**DATA EXTRACT**
──────
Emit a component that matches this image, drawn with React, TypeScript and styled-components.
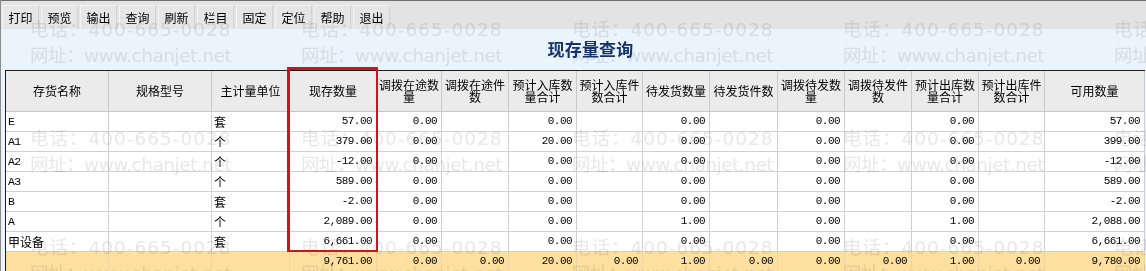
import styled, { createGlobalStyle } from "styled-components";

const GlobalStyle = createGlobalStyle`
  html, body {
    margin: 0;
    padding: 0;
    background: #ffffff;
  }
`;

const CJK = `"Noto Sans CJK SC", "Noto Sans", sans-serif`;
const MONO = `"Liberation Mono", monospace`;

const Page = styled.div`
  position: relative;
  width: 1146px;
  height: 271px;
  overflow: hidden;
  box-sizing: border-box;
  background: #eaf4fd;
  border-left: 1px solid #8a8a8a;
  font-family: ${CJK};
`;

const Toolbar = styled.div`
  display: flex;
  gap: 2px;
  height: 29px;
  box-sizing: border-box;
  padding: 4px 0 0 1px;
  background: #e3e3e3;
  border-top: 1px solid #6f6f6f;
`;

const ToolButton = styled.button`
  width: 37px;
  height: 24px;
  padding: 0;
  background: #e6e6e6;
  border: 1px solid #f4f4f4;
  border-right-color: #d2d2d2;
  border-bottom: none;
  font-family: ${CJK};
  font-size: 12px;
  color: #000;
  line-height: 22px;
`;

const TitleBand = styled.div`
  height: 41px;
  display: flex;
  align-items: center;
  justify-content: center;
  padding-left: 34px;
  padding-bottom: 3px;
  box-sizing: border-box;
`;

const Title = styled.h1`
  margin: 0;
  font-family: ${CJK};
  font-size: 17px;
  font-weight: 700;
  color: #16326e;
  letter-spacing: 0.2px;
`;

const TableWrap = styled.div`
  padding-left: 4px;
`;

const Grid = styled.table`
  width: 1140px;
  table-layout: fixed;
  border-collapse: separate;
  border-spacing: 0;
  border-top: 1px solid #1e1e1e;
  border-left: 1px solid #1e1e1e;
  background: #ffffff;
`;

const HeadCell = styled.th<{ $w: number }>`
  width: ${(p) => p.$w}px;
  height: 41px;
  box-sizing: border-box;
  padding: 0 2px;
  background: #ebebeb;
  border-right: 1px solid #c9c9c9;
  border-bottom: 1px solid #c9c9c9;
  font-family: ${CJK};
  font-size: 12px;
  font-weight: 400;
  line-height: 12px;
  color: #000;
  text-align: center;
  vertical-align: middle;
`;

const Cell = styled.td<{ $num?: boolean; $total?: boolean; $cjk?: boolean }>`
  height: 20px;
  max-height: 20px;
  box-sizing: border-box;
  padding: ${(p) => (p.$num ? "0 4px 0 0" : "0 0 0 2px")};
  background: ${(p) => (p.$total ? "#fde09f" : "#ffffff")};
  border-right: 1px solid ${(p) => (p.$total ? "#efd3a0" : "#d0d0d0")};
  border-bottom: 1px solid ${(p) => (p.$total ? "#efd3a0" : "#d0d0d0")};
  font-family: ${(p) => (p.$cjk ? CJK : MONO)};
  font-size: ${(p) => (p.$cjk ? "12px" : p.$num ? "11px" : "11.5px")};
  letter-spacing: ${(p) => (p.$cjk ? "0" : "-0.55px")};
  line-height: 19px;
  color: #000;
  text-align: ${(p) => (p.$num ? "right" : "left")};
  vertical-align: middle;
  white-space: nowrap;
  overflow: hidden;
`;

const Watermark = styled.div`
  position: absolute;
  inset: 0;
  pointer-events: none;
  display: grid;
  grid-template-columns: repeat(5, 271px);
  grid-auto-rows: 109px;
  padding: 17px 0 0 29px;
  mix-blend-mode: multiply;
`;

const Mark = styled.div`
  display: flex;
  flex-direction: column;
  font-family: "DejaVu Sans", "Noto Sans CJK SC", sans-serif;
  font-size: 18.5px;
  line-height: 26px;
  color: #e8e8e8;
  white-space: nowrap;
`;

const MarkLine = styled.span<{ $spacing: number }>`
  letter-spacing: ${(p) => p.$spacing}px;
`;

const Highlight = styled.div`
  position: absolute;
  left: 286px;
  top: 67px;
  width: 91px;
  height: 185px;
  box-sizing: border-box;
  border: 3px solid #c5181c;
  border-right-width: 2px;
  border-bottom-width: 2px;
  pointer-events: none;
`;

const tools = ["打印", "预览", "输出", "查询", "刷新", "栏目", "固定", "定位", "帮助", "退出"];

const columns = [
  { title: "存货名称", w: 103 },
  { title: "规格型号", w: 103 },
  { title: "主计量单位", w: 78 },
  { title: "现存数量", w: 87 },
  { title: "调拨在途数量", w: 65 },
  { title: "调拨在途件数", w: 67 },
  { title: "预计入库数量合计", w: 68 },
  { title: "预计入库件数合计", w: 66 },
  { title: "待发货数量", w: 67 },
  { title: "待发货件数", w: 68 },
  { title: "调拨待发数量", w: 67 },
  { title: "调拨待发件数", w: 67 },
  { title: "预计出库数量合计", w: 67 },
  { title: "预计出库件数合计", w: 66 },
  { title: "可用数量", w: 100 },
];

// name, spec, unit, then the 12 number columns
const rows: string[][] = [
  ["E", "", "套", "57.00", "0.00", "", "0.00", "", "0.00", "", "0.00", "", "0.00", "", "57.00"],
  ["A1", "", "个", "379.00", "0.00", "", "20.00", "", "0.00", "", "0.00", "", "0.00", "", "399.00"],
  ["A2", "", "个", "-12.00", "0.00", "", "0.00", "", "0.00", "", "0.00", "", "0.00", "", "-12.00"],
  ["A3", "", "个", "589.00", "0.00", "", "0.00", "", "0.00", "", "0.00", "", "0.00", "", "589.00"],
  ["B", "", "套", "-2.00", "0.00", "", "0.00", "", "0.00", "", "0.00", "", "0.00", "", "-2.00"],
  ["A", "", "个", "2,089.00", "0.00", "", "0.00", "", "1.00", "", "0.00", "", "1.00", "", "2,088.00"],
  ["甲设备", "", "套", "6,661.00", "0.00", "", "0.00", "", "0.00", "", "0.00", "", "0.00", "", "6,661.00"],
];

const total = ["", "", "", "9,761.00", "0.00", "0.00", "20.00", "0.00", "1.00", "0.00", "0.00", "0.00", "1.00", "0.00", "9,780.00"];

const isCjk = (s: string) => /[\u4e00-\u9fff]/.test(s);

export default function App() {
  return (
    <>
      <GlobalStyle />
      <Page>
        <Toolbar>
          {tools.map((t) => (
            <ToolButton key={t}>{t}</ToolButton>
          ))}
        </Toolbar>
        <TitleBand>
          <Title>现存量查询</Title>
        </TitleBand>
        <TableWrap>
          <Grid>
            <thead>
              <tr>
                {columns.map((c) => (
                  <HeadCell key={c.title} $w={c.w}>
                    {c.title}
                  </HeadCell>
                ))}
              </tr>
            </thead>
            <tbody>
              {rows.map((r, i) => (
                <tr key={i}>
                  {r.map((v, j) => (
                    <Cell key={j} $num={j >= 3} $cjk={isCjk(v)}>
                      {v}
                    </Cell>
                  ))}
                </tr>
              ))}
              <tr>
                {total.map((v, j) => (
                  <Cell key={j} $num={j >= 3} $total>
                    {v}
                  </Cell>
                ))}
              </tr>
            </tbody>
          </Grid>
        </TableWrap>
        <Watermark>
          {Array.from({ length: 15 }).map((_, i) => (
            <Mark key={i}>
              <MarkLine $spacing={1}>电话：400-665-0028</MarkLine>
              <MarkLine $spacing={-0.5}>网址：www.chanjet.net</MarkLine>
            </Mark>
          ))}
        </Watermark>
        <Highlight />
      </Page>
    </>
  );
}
──────
**YOUR GOAL**
Except for the pictures, give all the material above again verbatim.

**REPLY TO THE EXERCISE**
Emit a component that matches this image, drawn with React, TypeScript and styled-components.
import styled, { createGlobalStyle } from "styled-components";

const GlobalStyle = createGlobalStyle`
  html, body {
    margin: 0;
    padding: 0;
    background: #ffffff;
  }
`;

const CJK = `"Noto Sans CJK SC", "Noto Sans", sans-serif`;
const MONO = `"Liberation Mono", monospace`;

const Page = styled.div`
  position: relative;
  width: 1146px;
  height: 271px;
  overflow: hidden;
  box-sizing: border-box;
  background: #eaf4fd;
  border-left: 1px solid #8a8a8a;
  font-family: ${CJK};
`;

const Toolbar = styled.div`
  display: flex;
  gap: 2px;
  height: 29px;
  box-sizing: border-box;
  padding: 4px 0 0 1px;
  background: #e3e3e3;
  border-top: 1px solid #6f6f6f;
`;

const ToolButton = styled.button`
  width: 37px;
  height: 24px;
  padding: 0;
  background: #e6e6e6;
  border: 1px solid #f4f4f4;
  border-right-color: #d2d2d2;
  border-bottom: none;
  font-family: ${CJK};
  font-size: 12px;
  color: #000;
  line-height: 22px;
`;

const TitleBand = styled.div`
  height: 41px;
  display: flex;
  align-items: center;
  justify-content: center;
  padding-left: 34px;
  padding-bottom: 3px;
  box-sizing: border-box;
`;

const Title = styled.h1`
  margin: 0;
  font-family: ${CJK};
  font-size: 17px;
  font-weight: 700;
  color: #16326e;
  letter-spacing: 0.2px;
`;

const TableWrap = styled.div`
  padding-left: 4px;
`;

const Grid = styled.table`
  width: 1140px;
  table-layout: fixed;
  border-collapse: separate;
  border-spacing: 0;
  border-top: 1px solid #1e1e1e;
  border-left: 1px solid #1e1e1e;
  background: #ffffff;
`;

const HeadCell = styled.th<{ $w: number }>`
  width: ${(p) => p.$w}px;
  height: 41px;
  box-sizing: border-box;
  padding: 0 2px;
  background: #ebebeb;
  border-right: 1px solid #c9c9c9;
  border-bottom: 1px solid #c9c9c9;
  font-family: ${CJK};
  font-size: 12px;
  font-weight: 400;
  line-height: 12px;
  color: #000;
  text-align: center;
  vertical-align: middle;
`;

const Cell = styled.td<{ $num?: boolean; $total?: boolean; $cjk?: boolean }>`
  height: 20px;
  max-height: 20px;
  box-sizing: border-box;
  padding: ${(p) => (p.$num ? "0 4px 0 0" : "0 0 0 2px")};
  background: ${(p) => (p.$total ? "#fde09f" : "#ffffff")};
  border-right: 1px solid ${(p) => (p.$total ? "#efd3a0" : "#d0d0d0")};
  border-bottom: 1px solid ${(p) => (p.$total ? "#efd3a0" : "#d0d0d0")};
  font-family: ${(p) => (p.$cjk ? CJK : MONO)};
  font-size: ${(p) => (p.$cjk ? "12px" : p.$num ? "11px" : "11.5px")};
  letter-spacing: ${(p) => (p.$cjk ? "0" : "-0.55px")};
  line-height: 19px;
  color: #000;
  text-align: ${(p) => (p.$num ? "right" : "left")};
  vertical-align: middle;
  white-space: nowrap;
  overflow: hidden;
`;

const Watermark = styled.div`
  position: absolute;
  inset: 0;
  pointer-events: none;
  display: grid;
  grid-template-columns: repeat(5, 271px);
  grid-auto-rows: 109px;
  padding: 17px 0 0 29px;
  mix-blend-mode: multiply;
`;

const Mark = styled.div`
  display: flex;
  flex-direction: column;
  font-family: "DejaVu Sans", "Noto Sans CJK SC", sans-serif;
  font-size: 18.5px;
  line-height: 26px;
  color: #e8e8e8;
  white-space: nowrap;
`;

const MarkLine = styled.span<{ $spacing: number }>`
  letter-spacing: ${(p) => p.$spacing}px;
`;

const Highlight = styled.div`
  position: absolute;
  left: 286px;
  top: 67px;
  width: 91px;
  height: 185px;
  box-sizing: border-box;
  border: 3px solid #c5181c;
  border-right-width: 2px;
  border-bottom-width: 2px;
  pointer-events: none;
`;

const tools = ["打印", "预览", "输出", "查询", "刷新", "栏目", "固定", "定位", "帮助", "退出"];

const columns = [
  { title: "存货名称", w: 103 },
  { title: "规格型号", w: 103 },
  { title: "主计量单位", w: 78 },
  { title: "现存数量", w: 87 },
  { title: "调拨在途数量", w: 65 },
  { title: "调拨在途件数", w: 67 },
  { title: "预计入库数量合计", w: 68 },
  { title: "预计入库件数合计", w: 66 },
  { title: "待发货数量", w: 67 },
  { title: "待发货件数", w: 68 },
  { title: "调拨待发数量", w: 67 },
  { title: "调拨待发件数", w: 67 },
  { title: "预计出库数量合计", w: 67 },
  { title: "预计出库件数合计", w: 66 },
  { title: "可用数量", w: 100 },
];

// name, spec, unit, then the 12 number columns
const rows: string[][] = [
  ["E", "", "套", "57.00", "0.00", "", "0.00", "", "0.00", "", "0.00", "", "0.00", "", "57.00"],
  ["A1", "", "个", "379.00", "0.00", "", "20.00", "", "0.00", "", "0.00", "", "0.00", "", "399.00"],
  ["A2", "", "个", "-12.00", "0.00", "", "0.00", "", "0.00", "", "0.00", "", "0.00", "", "-12.00"],
  ["A3", "", "个", "589.00", "0.00", "", "0.00", "", "0.00", "", "0.00", "", "0.00", "", "589.00"],
  ["B", "", "套", "-2.00", "0.00", "", "0.00", "", "0.00", "", "0.00", "", "0.00", "", "-2.00"],
  ["A", "", "个", "2,089.00", "0.00", "", "0.00", "", "1.00", "", "0.00", "", "1.00", "", "2,088.00"],
  ["甲设备", "", "套", "6,661.00", "0.00", "", "0.00", "", "0.00", "", "0.00", "", "0.00", "", "6,661.00"],
];

const total = ["", "", "", "9,761.00", "0.00", "0.00", "20.00", "0.00", "1.00", "0.00", "0.00", "0.00", "1.00", "0.00", "9,780.00"];

const isCjk = (s: string) => /[\u4e00-\u9fff]/.test(s);

export default function App() {
  return (
    <>
      <GlobalStyle />
      <Page>
        <Toolbar>
          {tools.map((t) => (
            <ToolButton key={t}>{t}</ToolButton>
          ))}
        </Toolbar>
        <TitleBand>
          <Title>现存量查询</Title>
        </TitleBand>
        <TableWrap>
          <Grid>
            <thead>
              <tr>
                {columns.map((c) => (
                  <HeadCell key={c.title} $w={c.w}>
                    {c.title}
                  </HeadCell>
                ))}
              </tr>
            </thead>
            <tbody>
              {rows.map((r, i) => (
                <tr key={i}>
                  {r.map((v, j) => (
                    <Cell key={j} $num={j >= 3} $cjk={isCjk(v)}>
                      {v}
                    </Cell>
                  ))}
                </tr>
              ))}
              <tr>
                {total.map((v, j) => (
                  <Cell key={j} $num={j >= 3} $total>
                    {v}
                  </Cell>
                ))}
              </tr>
            </tbody>
          </Grid>
        </TableWrap>
        <Watermark>
          {Array.from({ length: 15 }).map((_, i) => (
            <Mark key={i}>
              <MarkLine $spacing={1}>电话：400-665-0028</MarkLine>
              <MarkLine $spacing={-0.5}>网址：www.chanjet.net</MarkLine>
            </Mark>
          ))}
        </Watermark>
        <Highlight />
      </Page>
    </>
  );
}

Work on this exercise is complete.